Over the last few years, Daniel Radcliffe has been doing his damnedest to separate his image from the character that brought him fame, and he may have finally done so, as he finds himself bearded and writhing around in the mud. He’s lost in the woods again, but unlike his stint in Swiss Army Man, he has been stripped of his ability to double as a flatulence-powered water vehicle and use of his directorial erection to find civilization. Instead, he is leading the charge as real-life wilderness survivor Yossi Ghinsberg in Jungle, a man-vs.-nature movie you’ve undoubtedly seen before.
From Australian schlocky horror director Greg McLean (Wolf Creek, The Belko Experiment), the film transports us to the fall of 1981, as Ghinsberg embarks upon an expedition of the Bolivian Amazon jungle with two kindred spirits (Alex Russell and Joel Jackson) and a gruff, hardened guide (Thomas Kretschmann). As seasoned viewers might expect, the rainforest is unforgiving, and soon Ghinsberg is stranded, without amenities or any way of making it to the nearest village alive.

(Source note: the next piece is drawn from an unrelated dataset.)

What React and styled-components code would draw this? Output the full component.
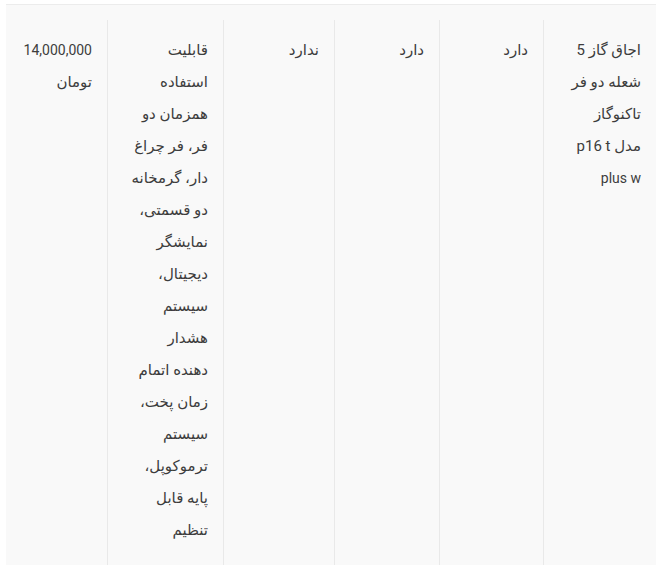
import React from "react"
import styled, { createGlobalStyle } from "styled-components"

const GlobalStyle = createGlobalStyle`
    body {
        margin: 0;
        background: #ffffff;
        font-family: Roboto, "DejaVu Sans", sans-serif;
    }
`

// each cell keeps the line breaks seen in the product compare table
const columns = [
    { width: 113, lines: ["اجاق گاز 5", "شعله دو فر", "تاکنوگاز", "مدل p16 t", "plus w"] },
    { width: 104, lines: ["دارد"] },
    { width: 105, lines: ["دارد"] },
    { width: 111, lines: ["ندارد"] },
    {
        width: 116,
        lines: [
            "قابلیت", "استفاده", "همزمان دو", "فر، فر چراغ", "دار، گرمخانه",
            "دو قسمتی،", "نمایشگر", "دیجیتال،", "سیستم", "هشدار",
            "دهنده اتمام", "زمان پخت،", "سیستم", "ترموکوپل،", "پایه قابل", "تنظیم",
        ],
    },
    { width: 101, lines: ["14,000,000", "تومان"] },
]

const isLatin = (s) => /^[\x20-\x7e]+$/.test(s)

const App = () => {
    return (
        <Page>
            <GlobalStyle />
            <TableBox>
                <Row dir="rtl" $cols={columns.map(c => c.width + "px").join(" ")}>
                    {columns.map((col, i) => (
                        <Cell key={i} $last={i === columns.length - 1}>
                            {col.lines.map((line, j) => (
                                <Line key={j} $latin={isLatin(line)}>{line}</Line>
                            ))}
                        </Cell>
                    ))}
                </Row>
            </TableBox>
        </Page>
    )
}

export default App

const Page = styled.div`
    padding: 4px 0 2px 6px;
`

const TableBox = styled.div`
    background: #f9f9f9;
    border-top: 1px solid #ececec;
    padding-top: 15px;
`

const Row = styled.div`
    display: grid;
    grid-template-columns: ${p => p.$cols};
`

const Cell = styled.div`
    box-sizing: border-box;
    padding: 14px 15px 19px 15px;
    border-left: ${p => (p.$last ? "none" : "1px solid #e9e9e9")};
    color: #3d3d3d;
    text-align: right;
`

const Line = styled.div`
    font-size: ${p => (p.$latin ? "14px" : "15px")};
    line-height: 32px;
    white-space: nowrap;
`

Jungle takes a while to get started. The first half of the movie is perfectly safe for grandma, with loads of pleasant jungle scenery, cheeky platitudes, and working montages set to jangly guitar music. However, halfway through, the audience is sent on a darkly grim turn, beginning with a scene in which an unidentifiable animal is beaten to death, ripped apart, and then eaten. The bridge between the movie’s tonal halves is so thin that it calls into question why we even needed both of them. It’s difficult to image a viewer who is fully onboard with all that this haphazard disconnect in moods has to offer.
The film’s most obnoxious sin is that it is never able to even remotely capture the gravity of its protagonist’s situation. Ghinsberg’s is a tale of survival that is extraordinary on a domestic level, but in the cinematic realm, it is almost entirely indistinguishable from the others of its ilk. Perhaps because it is never given adequate screen time, his struggle for survival lacks any sense of urgency. The actual details of the event are almost certainly gritty and spine-tingling, but we never get that impression from the pieces presented to us.

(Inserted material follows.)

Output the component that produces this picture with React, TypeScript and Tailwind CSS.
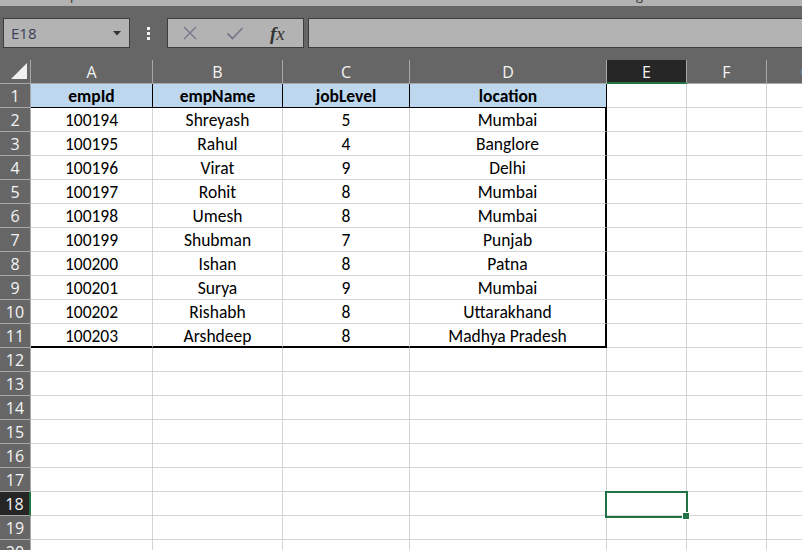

While Jungle tries on the clothes of “based on a true story” films like Into the Wild and 127 Hours, they hang loosely as it becomes increasingly clear that Greg McLean has no earthly idea what made those narratives impactful. The weight of the material is all but lost, with the slight exception of the exigency brought on by the lofty performances. The supporting cast are all serviceable, but it is Daniel Radcliffe who shines, mainly due to the fact that he appears to be under the impression that he is starring in a much more serious film. Out of his Harry Potter cohort, his post-wizardry career continues to be the most promising.

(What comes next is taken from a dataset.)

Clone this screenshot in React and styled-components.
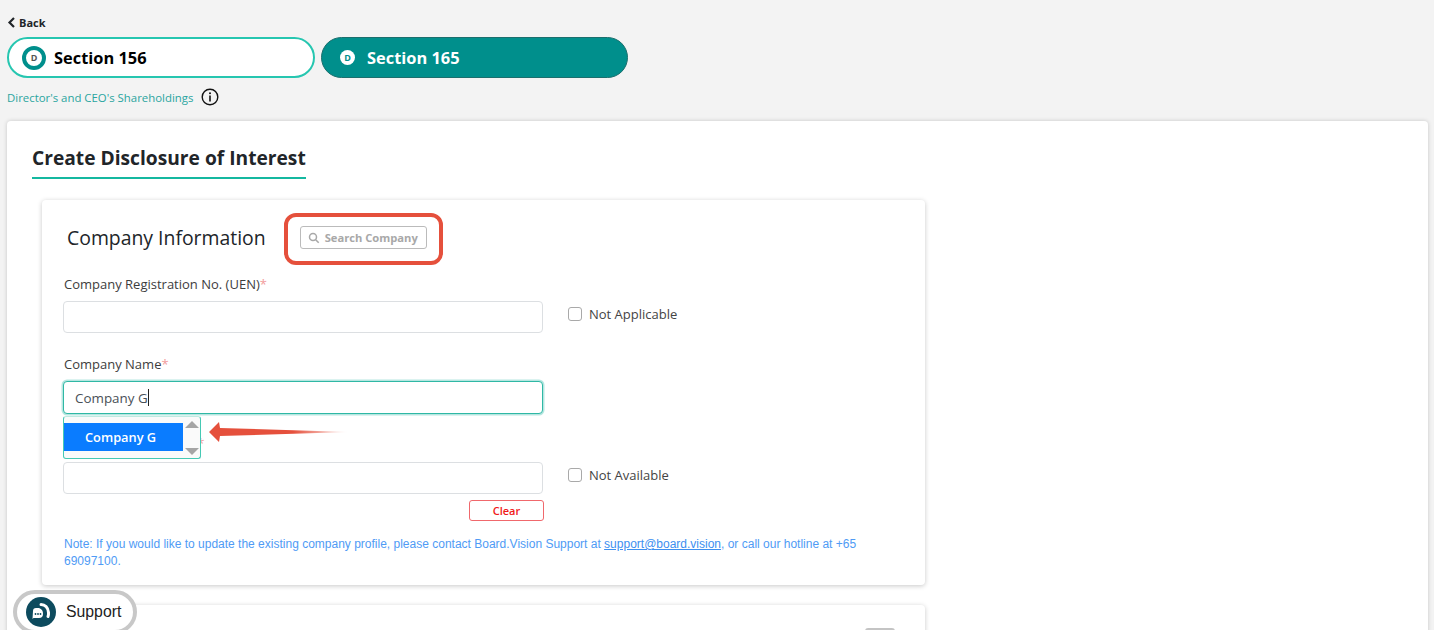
import * as React from "react"
import styled, { createGlobalStyle } from "styled-components"

const Global = createGlobalStyle`
  html, body {
    margin: 0;
    height: 100%;
    overflow: hidden;
    background: #f3f3f3;
    font-family: "Open Sans", "Noto Sans", sans-serif;
    color: #212529;
  }
  * { box-sizing: border-box; }
`

const Page = styled.div`
  height: 630px;
  overflow: hidden;
  padding: 14px 6px 0 7px;
  position: relative;
`
const Back = styled.div`
  display: flex;
  align-items: center;
  gap: 3px;
  height: 17px;
  margin-bottom: 6px;
  font-size: 11px;
  font-weight: 700;
  color: #212529;
`
const Tabs = styled.div`
  display: flex;
  gap: 6px;
`
const Tab = styled.div`
  width: ${p => (p.$active ? "307px" : "308px")};
  height: 41px;
  border-radius: 21px;
  display: flex;
  align-items: center;
  gap: ${p => (p.$active ? "12px" : "8px")};
  padding-left: ${p => (p.$active ? "18px" : "13px")};
  font-size: 16.4px;
  font-weight: 700;
  background: ${p => (p.$active ? "#008f8c" : "#fff")};
  border: ${p => (p.$active ? "1.5px solid #1b6f6d" : "2px solid #26c6b0")};
  color: ${p => (p.$active ? "#fff" : "#000")};
`
const Badge = styled.span`
  width: ${p => (p.$active ? "15px" : "24px")};
  height: ${p => (p.$active ? "15px" : "24px")};
  border-radius: 50%;
  flex: none;
  display: flex;
  align-items: center;
  justify-content: center;
  background: #fff;
  border: ${p => (p.$active ? "none" : "4px solid #008f8c")};
  color: ${p => (p.$active ? "#008f8c" : "#555")};
  font-size: 9px;
  font-weight: 700;
`
const Sub = styled.div`
  display: flex;
  align-items: center;
  gap: 8px;
  height: 20px;
  margin: 9px 0 14px;
  font-size: 11.4px;
  color: #2aa5a0;
`
const MainCard = styled.section`
  background: #fff;
  border-radius: 4px;
  box-shadow: 0 0 4px rgba(0, 0, 0, 0.18);
  padding: 23px 0 0 25px;
  height: 560px;
`
const Title = styled.h1`
  display: inline-block;
  margin: 0;
  font-size: 19.2px;
  line-height: 28px;
  font-weight: 700;
  color: #212529;
  padding-bottom: 5px;
  border-bottom: 2px solid #14b8a0;
`
const Panel = styled.div`
  width: 883px;
  margin-left: 10px;
  background: #fff;
  border-radius: 4px;
  box-shadow: 0 1px 5px rgba(0, 0, 0, 0.22);
`
const InfoPanel = styled(Panel)`
  height: 385px;
  margin-top: 21px;
  padding: 0 21px;
  position: relative;
`
const NextPanel = styled(Panel)`
  height: 60px;
  margin-top: 20px;
  position: relative;
`
const Toggle = styled.span`
  position: absolute;
  right: 30px;
  top: 23px;
  width: 30px;
  height: 12px;
  background: #c4c4c4;
  border-radius: 3px;
`
const Head = styled.div`
  display: flex;
  align-items: center;
  height: 75px;
  padding-left: 4px;
  gap: 34px;
`
const HeadTitle = styled.h2`
  margin: 0;
  font-size: 19.4px;
  font-weight: 400;
  color: #212529;
`
const SearchButton = styled.div`
  width: 127px;
  height: 23px;
  display: flex;
  align-items: center;
  gap: 5px;
  padding-left: 7px;
  border: 1px solid #bbb;
  border-radius: 3px;
  font-size: 11.2px;
  font-weight: 700;
  color: #a8a8a8;
`
const Highlight = styled.div`
  position: absolute;
  left: 242px;
  top: 13px;
  width: 159px;
  height: 52px;
  border: 4px solid #e5503c;
  border-radius: 12px;
`
const Field = styled.div`
  margin-bottom: ${p => p.$mb || "22px"};
`
const Label = styled.label`
  display: block;
  font-size: 13px;
  line-height: 18px;
  margin: 0 0 ${p => p.$gap || "8px"} 1px;
  color: #3d3d3d;
  & > i {
    color: #f29b9b;
    font-style: normal;
  }
`
const Row = styled.div`
  display: flex;
  align-items: center;
  gap: 25px;
`
const Input = styled.div`
  width: 480px;
  height: ${p => (p.$focus ? "33px" : "32px")};
  flex: none;
  display: flex;
  align-items: center;
  padding-left: 11px;
  font-size: 13.4px;
  color: #495057;
  background: #fff;
  border: 1px solid ${p => (p.$focus ? "#2fb8a5" : "#dcdfe2")};
  border-radius: 4px;
  box-shadow: ${p => (p.$focus ? "0 0 0 1.5px rgba(47, 184, 165, 0.35)" : "none")};
`
const Caret = styled.span`
  width: 1px;
  height: 17px;
  background: #222;
`
const Check = styled.label`
  display: flex;
  align-items: center;
  gap: 7px;
  margin-bottom: 6px;
  font-size: 13px;
  color: #444;
`
const Box = styled.span`
  width: 14px;
  height: 14px;
  border: 1px solid #a9a9a9;
  border-radius: 3px;
  background: #fff;
`
const Dropdown = styled.div`
  position: absolute;
  left: 21px;
  top: 216px;
  width: 138px;
  height: 43px;
  background: #fafafa;
  border: 1px solid #45c9b4;
  border-top-color: #bfe9e1;
  border-radius: 3px;
  padding-top: 6px;
  display: flex;
  z-index: 2;
`
const Option = styled.div`
  width: 119px;
  height: 28px;
  background: #0a7cff;
  color: #fff;
  font-size: 12.8px;
  font-weight: 600;
  display: flex;
  align-items: center;
  padding-left: 21px;
`
const Scroll = styled.div`
  flex: 1;
  display: flex;
  flex-direction: column;
  align-items: center;
  justify-content: space-between;
  margin-top: -2px;
  padding: 0 0 3px;
`
const Arrow = styled.svg`
  position: absolute;
  left: 165px;
  top: 219px;
  z-index: 3;
`
const ClearRow = styled.div`
  display: flex;
  justify-content: flex-end;
  width: 481px;
  margin-top: 6px;
`
const Clear = styled.div`
  width: 75px;
  height: 21px;
  border: 1px solid #f0686c;
  border-radius: 3px;
  display: flex;
  align-items: center;
  justify-content: center;
  font-size: 11px;
  font-weight: 600;
  color: #f01818;
`
const Note = styled.p`
  margin: 15px 0 0 1px;
  width: 820px;
  font-family: "Liberation Sans", Arial, sans-serif;
  font-size: 12px;
  line-height: 17px;
  color: #4f9bf5;
  & > a {
    color: #3d8ff0;
    text-decoration: underline;
  }
`
const Support = styled.div`
  position: absolute;
  left: 13px;
  top: 590px;
  width: 124px;
  height: 44px;
  border: 4px solid #c8c8c8;
  border-radius: 22px;
  background: #fff;
  display: flex;
  align-items: center;
  gap: 10px;
  padding-left: 9px;
  font-family: "Liberation Sans", Arial, sans-serif;
  font-size: 15.8px;
  color: #222;
`

const ChatIcon = () => (
  <svg width="30" height="30" viewBox="0 0 30 30">
    <circle cx="15" cy="15" r="15" fill="#0d4b5e" />
    <path d="M7 14a3 3 0 0 1 3-3h3a6 6 0 0 1 4 6 4 4 0 0 1-4 4H7.5l-1 1z" fill="#fff" />
    <path d="M15 7.5c4 0 7 3 7.5 8 .1 1.5 0 3-.5 4" stroke="#fff" strokeWidth="3" fill="none" strokeLinecap="round" />
    <circle cx="9.5" cy="17" r="0.9" fill="#0d4b5e" />
    <circle cx="12" cy="17" r="0.9" fill="#0d4b5e" />
    <circle cx="14.5" cy="17" r="0.9" fill="#0d4b5e" />
  </svg>
)

const App = () => (
  <Page>
    <Global />
    <Back>
      <svg width="9" height="11" viewBox="0 0 9 11">
        <path d="M7 1 2.5 5.5 7 10" stroke="#212529" strokeWidth="2.2" fill="none" />
      </svg>
      Back
    </Back>
    <Tabs>
      <Tab>
        <Badge>D</Badge>
        Section 156
      </Tab>
      <Tab $active>
        <Badge $active>D</Badge>
        Section 165
      </Tab>
    </Tabs>
    <Sub>
      Director's and CEO's Shareholdings
      <svg width="18" height="18" viewBox="0 0 18 18">
        <circle cx="9" cy="9" r="7.8" stroke="#111" strokeWidth="1.4" fill="none" />
        <circle cx="9" cy="5.3" r="1" fill="#111" />
        <path d="M9 7.6v6" stroke="#111" strokeWidth="1.6" />
      </svg>
    </Sub>
    <MainCard>
      <Title>Create Disclosure of Interest</Title>
      <InfoPanel>
        <Head>
          <HeadTitle>Company Information</HeadTitle>
          <SearchButton>
            <svg width="12" height="12" viewBox="0 0 12 12">
              <circle cx="5" cy="5" r="3.5" stroke="#a8a8a8" strokeWidth="1.5" fill="none" />
              <path d="m7.7 7.7 3 3" stroke="#a8a8a8" strokeWidth="1.6" />
            </svg>
            Search Company
          </SearchButton>
        </Head>
        <Highlight />
        <Field>
          <Label>Company Registration No. (UEN)<i>*</i></Label>
          <Row>
            <Input />
            <Check><Box />Not Applicable</Check>
          </Row>
        </Field>
        <Field $mb="20px">
          <Label>Company Name<i>*</i></Label>
          <Input $focus>Company G<Caret /></Input>
        </Field>
        <Field $mb="0">
          <Label $gap="10px">Company Designation<i>*</i></Label>
          <Row>
            <Input />
            <Check><Box />Not Available</Check>
          </Row>
        </Field>
        <ClearRow><Clear>Clear</Clear></ClearRow>
        <Note>
          Note: If you would like to update the existing company profile, please contact Board.Vision Support at <a>support@board.vision</a>, or call our hotline at +65 69097100.
        </Note>
        <Dropdown>
          <Option>Company G</Option>
          <Scroll>
            <svg width="14" height="7" viewBox="0 0 14 7"><path d="M7 0 14 7H0z" fill="#a5a5a5" /></svg>
            <svg width="14" height="7" viewBox="0 0 14 7"><path d="M0 0h14L7 7z" fill="#a5a5a5" /></svg>
          </Scroll>
        </Dropdown>
        <Arrow width="142" height="26" viewBox="0 0 142 26">
          <defs>
            <linearGradient id="fade" x1="0" x2="1" y1="0" y2="0">
              <stop offset="0.6" stopColor="#e5503c" />
              <stop offset="1" stopColor="#e5503c" stopOpacity="0" />
            </linearGradient>
          </defs>
          <path d="M2 13 12 3 13 9 142 13 13 17 12 23z" fill="url(#fade)" />
        </Arrow>
      </InfoPanel>
      <NextPanel><Toggle /></NextPanel>
    </MainCard>
    <Support>
      <ChatIcon />
      Support
    </Support>
  </Page>
)

export default App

Jungle can never decide if it wants to go full Disney or veer hard into the grisly nature of its tale, and it isn’t willing to do the legwork necessary to connect its two minds. Yossi Ghinsberg has an arresting story to tell – and one that many audiences have forgotten, if they ever knew it to begin with – but its journey to the screen doesn’t do it any favors. McLean flirts with his lead character’s sense of wonder, astonishing resilience, and existential dread, but anyone interested would be better off watch one of the numerous similar films released in the past few years. Even though Jungle is based on true events, it feels inescapably disingenuous.